Hoca, akademideydi ama orada olmak istemiyordu sanki, ilk hissettiğim bu, işiyle ilgili bir heyecanı yok gibiydi, Fenerbahçe'yi, muhabbeti, müziği daha çok seviyordu.
"Hiç okumayacağım tezini" demişti, "sana güveniyorum, ne yazsan kabulüm" şu bu... "Alex'in frikiğini seyretmek istiyorum artık..." O gün de bugün de değişmedi, hatırladıkça ilginç geliyor hala sözleri, söyledikleri... Jürideki tartışmaları ve hocalararası rekabeti metinden daha önemli buluyordu...

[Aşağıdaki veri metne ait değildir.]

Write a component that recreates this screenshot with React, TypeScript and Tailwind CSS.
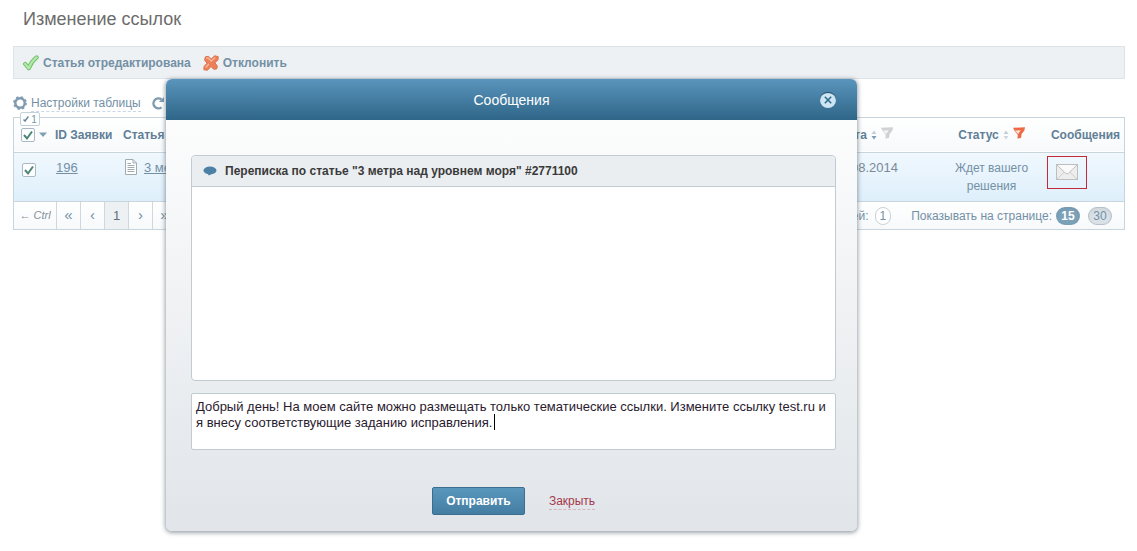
import { useState } from "react";
import type { ReactNode } from "react";

function CheckIcon() {
  return (
    <svg className="h-4 w-4 shrink-0" viewBox="0 0 16 16" fill="none" strokeLinecap="round" strokeLinejoin="round">
      <path d="m2.200 9 3.600 4.200C7.400 9 10 5.200 13.600 2.400" stroke="#6fbf6a" strokeWidth="4.200" />
      <path d="m2.200 9 3.600 4.200C7.400 9 10 5.200 13.600 2.400" stroke="#b2e9a8" strokeWidth="2.400" />
    </svg>
  );
}

function CrossIcon() {
  return (
    <svg className="h-4 w-4 shrink-0" viewBox="0 0 16 16">
      <path
        d="M2.400 1.800 5.600 1.400 8.200 4 11.600.8 15.200 1.600 15 4.800 12 7.800 14.400 11.200 13.600 14 10.600 14.200 8 11.600 4.400 15.200.9 14.800 1 11.600 4 8.200 1.600 5Z"
        fill="#ec8059"
        stroke="#d9744f"
        strokeLinejoin="round"
      />
      <path d="M3.200 3.200 5 2.900 8.200 6 12.200 2.400M2.600 12.600 5.800 9" fill="none" stroke="#f7b79b" strokeWidth="1.400" />
    </svg>
  );
}

function GearIcon() {
  return (
    <svg className="h-3.5 w-3.5 shrink-0" viewBox="0 0 14 14" fill="none" stroke="#7f9bb0">
      <circle cx="7" cy="7" r="4.700" strokeWidth="2.400" />
      <circle cx="7" cy="7" r="6.100" strokeWidth="1.600" strokeDasharray="2.400 2.390" />
    </svg>
  );
}

function ReloadIcon() {
  return (
    <svg className="h-3.5 w-3.5 shrink-0" viewBox="0 0 14 14">
      <path d="M10.500 3.400A5 5 0 1 0 10.500 11.400" fill="none" stroke="#7f9bb0" strokeWidth="2.400" />
      <path d="M7.800 6h5.200V1Z" fill="#7f9bb0" />
    </svg>
  );
}

function PageIcon() {
  return (
    <svg className="h-4 w-3.5 shrink-0" viewBox="0 0 14 16" fill="none" stroke="#a3abb1">
      <path d="M1.500.5H9l3.500 3.500v11.500h-11Z" fill="#fff" />
      <path d="M9 .5V4h3.500M3.500 4.500H7M3.500 6.500h7M3.500 8.500h7M3.500 10.500h7M3.500 12.500h7" />
    </svg>
  );
}

function SortIcon({ active }: { active?: boolean }) {
  return (
    <svg className="h-2.5 w-1.5 shrink-0" viewBox="0 0 6 10">
      <path d="M3 .5 5.500 4h-5Z" fill="#c5ced5" />
      <path d="M3 9.500.5 6h5Z" fill={active ? "#7f9db2" : "#d0d7dc"} />
    </svg>
  );
}

function FilterIcon({ active }: { active?: boolean }) {
  return (
    <svg className="mb-1 h-3 w-3 shrink-0" viewBox="0 0 12 12">
      <path
        d="M0 .8 12 .2 11.400 3.600 8.600 7 8 11 4.400 11.600 4.800 7.800 1.800 4.200Z"
        fill={active ? "#ee6a45" : "#cfd1d2"}
      />
      <path d="m1.800 3.600 6-.4L5.200 7Z" fill={active ? "#fde3da" : "#f5f5f5"} />
    </svg>
  );
}

function EnvelopeIcon() {
  return (
    <svg className="h-4 w-6 shrink-0" viewBox="0 0 24 16" fill="none">
      <rect x="1.500" y=".5" width="21" height="15" fill="#ededed" stroke="#bcbec0" />
      <path d="m2 15 7.500-7M22 15l-7.500-7" stroke="#cfcfcf" />
      <path d="m2 1 8.500 8.200q1.500 1.300 3 0L22 1" fill="#fafafa" stroke="#bdbfc1" />
    </svg>
  );
}

function BubbleIcon() {
  return (
    <svg className="h-3 w-3.5 shrink-0" viewBox="0 0 14 12" fill="#4d80a6">
      <ellipse cx="7" cy="5.500" rx="6.500" ry="3.900" />
      <path d="M5 8.500 5.600 10.500 9 8.800Z" />
    </svg>
  );
}

function Checkbox({ label }: { label: string }) {
  const [checked, setChecked] = useState(true);

  return (
    <label className="relative block h-3.5 w-3.5">
      <input
        type="checkbox"
        aria-label={label}
        checked={checked}
        onChange={() => setChecked(!checked)}
        className="block h-3.5 w-3.5 appearance-none rounded-xs border border-[#a9bac6] bg-white"
      />
      {checked && (
        <svg className="pointer-events-none absolute inset-0 h-3.5 w-3.5" viewBox="0 0 14 14">
          <path d="m3 7 3 3.500L11 3.500" fill="none" stroke="#4a8577" strokeWidth="2" />
        </svg>
      )}
    </label>
  );
}

function PagerButton({ label, current, children }: { label: string; current?: boolean; children: ReactNode }) {
  return (
    <button
      aria-label={label}
      className={`w-6 border-l border-[#cfd8de] text-center ${current ? "bg-[#eef1f4] text-[#5b6f7e]" : ""}`}
    >
      {children}
    </button>
  );
}

function RequestsTable() {
  return (
    <div className="relative border border-[#c9d5dc]">
      <span className="absolute -top-1.5 left-1.5 flex h-3.5 w-5 items-center justify-center gap-0.5 rounded-xs border border-[#c3d1db] bg-white text-[10px] text-[#7a96a9]">
        <svg className="h-1.5 w-1.5" viewBox="0 0 6 6">
          <path d="m.5 3.500 1.500 1.500L5.500.5" fill="none" stroke="#66869c" strokeWidth="1.500" />
        </svg>
        1
      </span>

      <table className="w-full table-fixed border-collapse text-[#7390a5]">
        <colgroup>
          <col className="w-9" />
          <col className="w-[68px]" />
          <col />
          <col className="w-[140px]" />
          <col className="w-[111px]" />
          <col className="w-[77px]" />
        </colgroup>
        <thead className="text-xs text-[#617f96]">
          <tr className="h-[34px] border-b border-[#c9d5dc] bg-linear-to-b from-white to-[#f7f9fb]">
            <th className="pl-[7px]">
              <div className="flex items-center gap-1">
                <Checkbox label="Выбрать все" />
                <svg className="h-1.5 w-2 shrink-0" viewBox="0 0 8 6">
                  <path d="M0 .5h8L4 5Z" fill="#7f9fb4" />
                </svg>
              </div>
            </th>
            <th className="pl-[5px] text-left whitespace-nowrap">ID Заявки</th>
            <th className="pl-[5px] text-left">Статья</th>
            <th>
              <div className="flex items-center justify-center gap-1">
                Дата <SortIcon active /> <FilterIcon />
              </div>
            </th>
            <th>
              <div className="flex items-center justify-center gap-1">
                Статус <SortIcon /> <FilterIcon active />
              </div>
            </th>
            <th>Сообщения</th>
          </tr>
        </thead>
        <tbody className="text-xs leading-[18px]">
          <tr className="h-[49px] bg-linear-to-b from-[#f1f8fe] to-[#deeffb] align-top">
            <td className="pt-2.5 pl-2">
              <Checkbox label="Заявка 196" />
            </td>
            <td className="pt-1.5 pl-1.5 text-[13px]">
              <a href="#request" className="underline">196</a>
            </td>
            <td className="pt-1.5 pl-1.5 text-[13px]">
              <div className="flex gap-1.5">
                <PageIcon />
                <a href="#article" className="underline">3 метра над уровнем моря</a>
              </div>
            </td>
            <td className="pt-1.5 text-center text-[13px] text-[#7a8a96]">11.08.2014</td>
            <td className="px-4 pt-1.5 text-center">Ждет вашего решения</td>
            <td className="pt-[3px]">
              <button aria-label="Открыть сообщения" className="flex h-[33px] w-10 items-center justify-center border border-[#c22a3a]">
                <EnvelopeIcon />
              </button>
            </td>
          </tr>
        </tbody>
      </table>

      <div className="flex h-7 items-stretch border-t border-[#c9d5dc] bg-linear-to-b from-white to-[#f7f9fb] text-[#7390a5]">
        <span className="flex w-[42px] items-center justify-center text-[11px] whitespace-nowrap text-[#84919b] italic">← Ctrl</span>
        <nav className="flex text-[15px] text-[#7390a5]">
          <PagerButton label="Первая">«</PagerButton>
          <PagerButton label="Назад">‹</PagerButton>
          <PagerButton label="Страница 1" current>
            <span className="text-[13px]">1</span>
          </PagerButton>
          <PagerButton label="Вперед">›</PagerButton>
          <PagerButton label="Последняя">»</PagerButton>
        </nav>
        <div className="ml-auto flex items-center pr-3 text-xs">
          <span>Всего записей:</span>
          <span className="ml-1.5 rounded-full border border-[#c9d2d9] bg-white px-1">1</span>
          <span className="mr-1 ml-5">Показывать на странице:</span>
          <button className="h-[18px] w-6 rounded-full bg-[#7ba1b9] font-bold text-white shadow-inner">15</button>
          <button className="ml-2 h-[18px] w-6 rounded-full border border-[#b4c1ca] bg-[#dae1e7] shadow-inner">30</button>
        </div>
      </div>
    </div>
  );
}

function MessagesDialog() {
  const [message, setMessage] = useState(
    "Добрый день! На моем сайте можно размещать только тематические ссылки. Измените ссылку test.ru и я внесу соответствующие заданию исправления."
  );

  return (
    <div
      role="dialog"
      aria-labelledby="dialog-title"
      className="absolute top-[79px] right-[280px] left-[166px] rounded-md bg-linear-to-b from-white to-[#e1e5e9] shadow-[0_1px_4px_1px_rgba(90,105,115,0.6)]"
    >
      <header className="relative flex h-[41px] items-center justify-center rounded-t-md bg-linear-to-b from-[#5a95bd] to-[#2f6688]">
        <h2 id="dialog-title" className="text-sm text-white">Сообщения</h2>
        <button
          aria-label="Закрыть окно"
          className="absolute right-[21px] flex h-4 w-4 items-center justify-center rounded-full border-t border-[#1d4a66] bg-[#cfe6f2]"
        >
          <svg className="h-2 w-2" viewBox="0 0 8 8">
            <path d="m.8.8 6.400 6.400M7.200.8.8 7.200" stroke="#2f6c8f" strokeWidth="1.600" />
          </svg>
        </button>
      </header>

      <div className="pt-[35px] pr-[21px] pb-4 pl-[25px]">
        <section className="rounded-sm border border-[#c1ccd2] bg-white">
          <div className="flex h-[31px] items-center gap-2 rounded-t-sm border-b border-[#c1ccd2] bg-[#ebeef1] px-[11px]">
            <BubbleIcon />
            <h3 className="text-xs font-bold text-[#3a3a3a]">Переписка по статье "3 метра над уровнем моря" #2771100</h3>
          </div>
          <div className="h-[193px]" />
        </section>

        <div className="relative mt-3">
          <textarea
            aria-label="Сообщение"
            value={message}
            onChange={(e) => setMessage(e.target.value)}
            className="block h-[57px] w-full resize-none rounded-xs border border-[#c1ccd2] bg-white px-1 py-[5px] text-[13px] leading-4 text-[#2a1a2e] outline-none"
          />
          <span className="absolute top-[21px] left-[303px] h-4 w-px bg-black" />
        </div>

        <div className="mt-[37px] flex items-center justify-center gap-6">
          <button className="h-7 w-[93px] rounded-xs border border-[#3b6d8e] bg-linear-to-b from-[#5a97bd] to-[#447da2] text-xs font-bold text-white">
            Отправить
          </button>
          <button className="border-b border-dashed border-[#d2b7bf] text-xs text-[#a5384b]">Закрыть</button>
        </div>
      </div>
    </div>
  );
}

export default function App() {
  return (
    <main className="relative min-h-screen bg-white pt-[7px] pr-3 pl-[13px] font-['Liberation_Sans',Arial,sans-serif]">
      <h1 className="pl-2.5 text-lg leading-6 text-[#6c6c6c]">Изменение ссылок</h1>

      <div className="mt-[15px] flex h-[33px] items-center gap-3 border border-[#dde3e8] bg-[#eef1f4] px-[9px] text-xs font-bold text-[#7390a5]">
        <button className="flex items-center gap-1">
          <CheckIcon />
          Статья отредактирована
        </button>
        <button className="flex items-center gap-1">
          <CrossIcon />
          Отклонить
        </button>
      </div>

      <div className="mt-3.5 mb-1 flex h-5 items-center gap-2.5 text-xs text-[#7390a5]">
        <button className="flex items-center gap-1">
          <GearIcon />
          <span className="border-b border-dashed border-[#cbd8e1]">Настройки таблицы</span>
        </button>
        <button aria-label="Обновить">
          <ReloadIcon />
        </button>
      </div>

      <RequestsTable />
      <MessagesDialog />
    </main>
  );
}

Yanyana durmayı severdi, olmuyorsa kavgaya tutuşmayı, neşeliydi, itiraz ederken hatırlardın onu, hiyerarşileri severdi, hüznün ve mücadelenin pozları hoşuna giderdi.
Özel hayatını hiç bilmiyorum, 2005'ten sonra hiç görmedim, bazı insanlar aşık olurlarsa yenilenirler, bazıları aşık kalabilirlerse güçlenirler, bana oldum olası mutsuzmuş gibi gelirdi, aragazıyla devam ediyordu sanki... Rutinin bir gücü vardır...
Yıllar içinde şunu anladım, üniversitede hoca olmak, itibar ve saygıyı getiriyor filan, sadece o kadar değil ama o kadarla kalabilirsin, talebeler "hocam hocam" dedikçe ruhen şişmanlıyor insan, körleştiriyor üniversite... Cahil olduğumuzu unutuyoruz zamanla... Hoca, farkındaydı durumun, hoşlanmıyor ama faydalanıyordu...
Mecazen söylüyorum sadece akordeon çalmalıydı, babası gibi güzel şarkılar, tatlı hatıralar, ağlayan bir plak, elde var hüzün demeliydi, dünyanın kalbi yok, kalbi olsa da dinlesek...
2 yorum:
Bence bazı hakikatler insanın kendisinde bitiyor insan yaşken neyse yetmişindede odur.
Bir akordeondan çevreye yayılan, insanı hüzünlendiren ama aynı zamanda düşündüren harika bir müzik eşliğinde okudum sanki yazınızı.
19 yıl sonra bir "Hoca" yı böylesine Derin Hakikat'ler eşliğinde anmak; farklı bir kişilik yapısını, vefayı, içtenliği, dürüstlüğü düşündürüyor elbette.
Ancak madalyonun diğer cephesi de; sorumluluk ve görev anlayışı açısından düşündürücü geldi bana.
Anılarda kalabilenler, ışıklar içinde uyusunlar.